Com 80% da cana colhidos à mão, segundo investigações promovidas pelo Ministério Público do Trabalho (MPT) e o Ministério do Trabalho e Emprego, as usinas começaram a desativar os alojamentos, locais onde ficava evidente a forma degradante do tratamento dado aos cortadores. A forma encontrada para fugir da fiscalização foi induzir, ou mesmo obrigar, os trabalhadores a alugar casas nas cidades próximas. Essa irregularidade junta-se às velhas conhecidas: falta de fornecimento de água potável e em quantidade suficiente, comida deteriorada, transporte precário de trabalhadores, excesso de jornada e falta de descanso com o incitamento à produção excessiva, como maneira de auferir melhor remuneração:

- Com a expansão desse setor, já estamos vendo aumentar essas ilegalidades. E tememos que o cenário fique ainda pior.

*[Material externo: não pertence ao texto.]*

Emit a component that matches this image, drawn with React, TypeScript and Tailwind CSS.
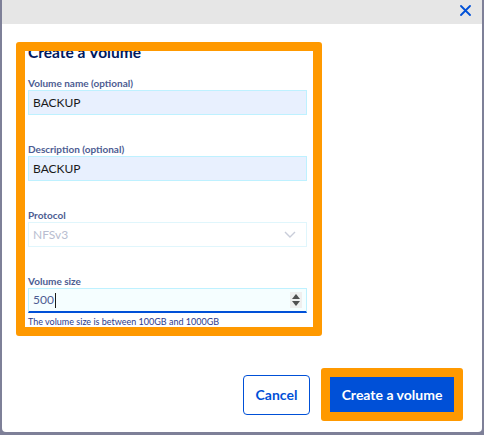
const labelCls = "block text-[10px] leading-[14px] font-bold text-[#4d5c92]";

function CloseIcon() {
  return (
    <svg width="11" height="11" viewBox="0 0 11 11" fill="none" stroke="#0050d7" strokeWidth="1.8" strokeLinecap="round">
      <path d="M1 1L10 10M10 1L1 10" />
    </svg>
  );
}

function Chevron() {
  return (
    <svg width="12" height="7" viewBox="0 0 12 7" fill="none" stroke="#c9cdd9" strokeWidth="1.4">
      <path d="M1 1L6 6L11 1" />
    </svg>
  );
}

function Spinner() {
  return (
    <div className="flex flex-col items-center justify-center gap-[2px] w-[12px] h-[16px] bg-[#efefef]">
      <svg width="8" height="5" viewBox="0 0 8 5"><path d="M4 0L8 5H0Z" fill="#505050" /></svg>
      <svg width="8" height="5" viewBox="0 0 8 5"><path d="M0 0H8L4 5Z" fill="#505050" /></svg>
    </div>
  );
}

export default function App() {
  return (
    <div className="w-[484px] h-[435px] bg-[#7e8098] font-['Lato','Open_Sans',sans-serif] overflow-hidden">
      <div className="ml-[2px] w-[480px] h-[432px] bg-white rounded-b-[4px] flex flex-col">
        {/* header */}
        <div className="h-[24px] bg-[#e6e6e6] flex justify-end items-start pt-[5px] pr-[11px] shrink-0">
          <CloseIcon />
        </div>

        {/* highlighted form */}
        <div className="mt-[18px] ml-[14px] w-[306px] h-[294px] border-[9px] border-[#ff9900] rounded-[3px] overflow-hidden pl-[3px] pr-[6px] shrink-0">
          <h2 className="-mt-[9px] text-[15.5px] leading-[20px] font-bold text-[#00185e]">Create a Volume</h2>

          <label className={`${labelCls} mt-[14px]`}>Volume name (optional)</label>
          <div className="h-[25px] bg-[#e8f0fe] border border-[#bef1ff] flex items-center pl-[4px] text-[12px] text-[#1a1a1a]">
            BACKUP
          </div>

          <label className={`${labelCls} mt-[27px]`}>Description (optional)</label>
          <div className="h-[25px] bg-[#e8f0fe] border border-[#bef1ff] flex items-center pl-[4px] text-[12px] text-[#1a1a1a]">
            BACKUP
          </div>

          <label className={`${labelCls} mt-[27px]`}>Protocol</label>
          <div className="h-[25px] bg-white border border-[#e0f6fc] flex items-center justify-between pl-[4px] pr-[10px] text-[12px] text-[#b8bdd0]">
            <span>NFSv3</span>
            <Chevron />
          </div>

          <label className={`${labelCls} mt-[27px]`}>Volume size</label>
          <div className="h-[25px] bg-[#f5feff] border border-[#bef1ff] border-b-2 border-b-[#0050d7] flex items-center justify-between pl-[4px] pr-[4px] text-[12px] text-[#4d5c92]">
            <span className="flex items-center">
              500
              <span className="ml-[1px] w-px h-[15px] bg-[#1a1a1a]" />
            </span>
            <Spinner />
          </div>
          <p className="mt-[3px] text-[9px] leading-[12px] text-[#2b3a8c]">The volume size is between 100GB and 1000GB</p>
        </div>

        {/* footer */}
        <div className="mt-auto flex justify-end items-center gap-[11px] pr-[19px] pb-[11px]">
          <button className="w-[67px] h-[40px] border border-[#0050d7] rounded-[4px] bg-white text-[#0050d7] text-[14px] font-bold">
            Cancel
          </button>
          <div className="border-[9px] border-[#ff9900] rounded-[3px]">
            <button className="w-[124px] h-[35px] bg-[#0050d7] text-white text-[14px] font-bold block">
              Create a volume
            </button>
          </div>
        </div>
      </div>
    </div>
  );
}
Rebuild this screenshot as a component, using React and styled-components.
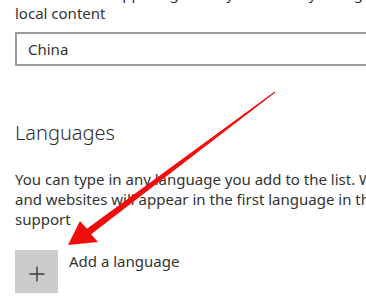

Eles, por exemplo, não sabem quanto vão receber. A cada dia há uma nova cotação - afirma o procurador Luís Camargo, coordenador nacional de Erradicação do Trabalho Escravo do MPT.

Inmetro prepara selo ambiental

Mas essas irregularidades, somadas aos danos ambientais, podem fazer o setor sofrer com barreiras não-tarifárias. A Comunidade Européia, por exemplo, numa reunião realizada em março, em Bruxelas, decidiu que só comprará etanol dos países que tiverem certificação ambiental. Falta decidir quando a decisão entrará em vigor. Antes que a exigência se transforme numa barreira comercial, o Inmetro já começou a elaborar um Programa de Certificação do Etanol. A previsão é que fique pronto em outubro. Além de atestar as qualidades físico-químicas do produto, o Inmetro vai garantir se ele não é proveniente de área desmatada e se não envolveu trabalho escravo ou infantil.